The Role of Bcl-x(L) Protein in Nucleotide Excision Repair–Facilitated Cell Protection Against Cisplatin-Induced Apoptosis

Abstract

Many anticancer drugs target the genomic DNA of cancer cells by generating DNA damage and inducing apoptosis. DNA repair protects cells against DNA damage–induced apoptosis. Although the mechanisms of DNA repair and apoptosis have been extensively studied, the mechanism by which DNA repair prevents DNA damage–induced apoptosis is not fully understood. We studied the role of the antiapoptotic Bcl-x(L) protein in nucleotide excision repair (NER)–facilitated cell protection against cisplatin-induced apoptosis.
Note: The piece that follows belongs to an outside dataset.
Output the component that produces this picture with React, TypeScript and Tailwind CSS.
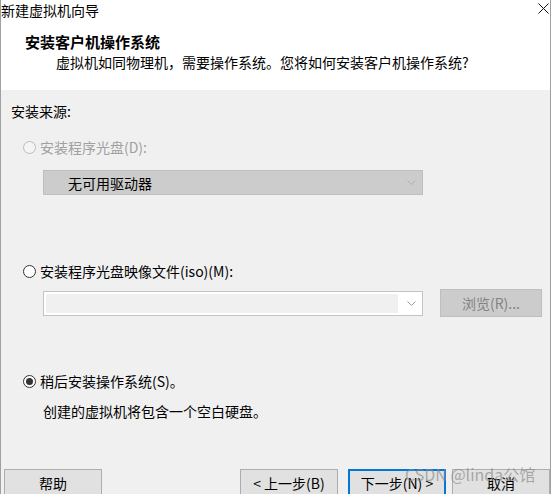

Using both normal human fibroblasts (NF) and NER-defective xeroderma pigmentosum group A (XPA) and group G (XPG) fibroblasts, we demonstrated that a functional NER is required for cisplatin-induced transcription of the bcl-x(l) gene. The results obtained from our Western blots revealed that the cisplatin treatment led to an increase in the level of Bcl-x(L) protein in NF cells, but a decrease in the level of Bcl-x(L) protein in both XPA and XPG cells. The results of our immunofluorescence staining indicated that a functional NER pathway was required for cisplatin-induced translocation of NF-κB p65 from cytoplasm into nucleus, indicative of NF-κB activation. Given the important function of NF-κB in regulating transcription of the bcl-x(l) gene and the Bcl-x(L) protein in preventing apoptosis, these results suggest that NER may protect cells against cisplatin-induced apoptosis by activating NF-κB, which further induces transcription of the bcl-x(l) gene, resulting in an accumulation of Bcl-x(L) protein and activation of the cell survival pathway that leads to increased cell survival under cisplatin treatment.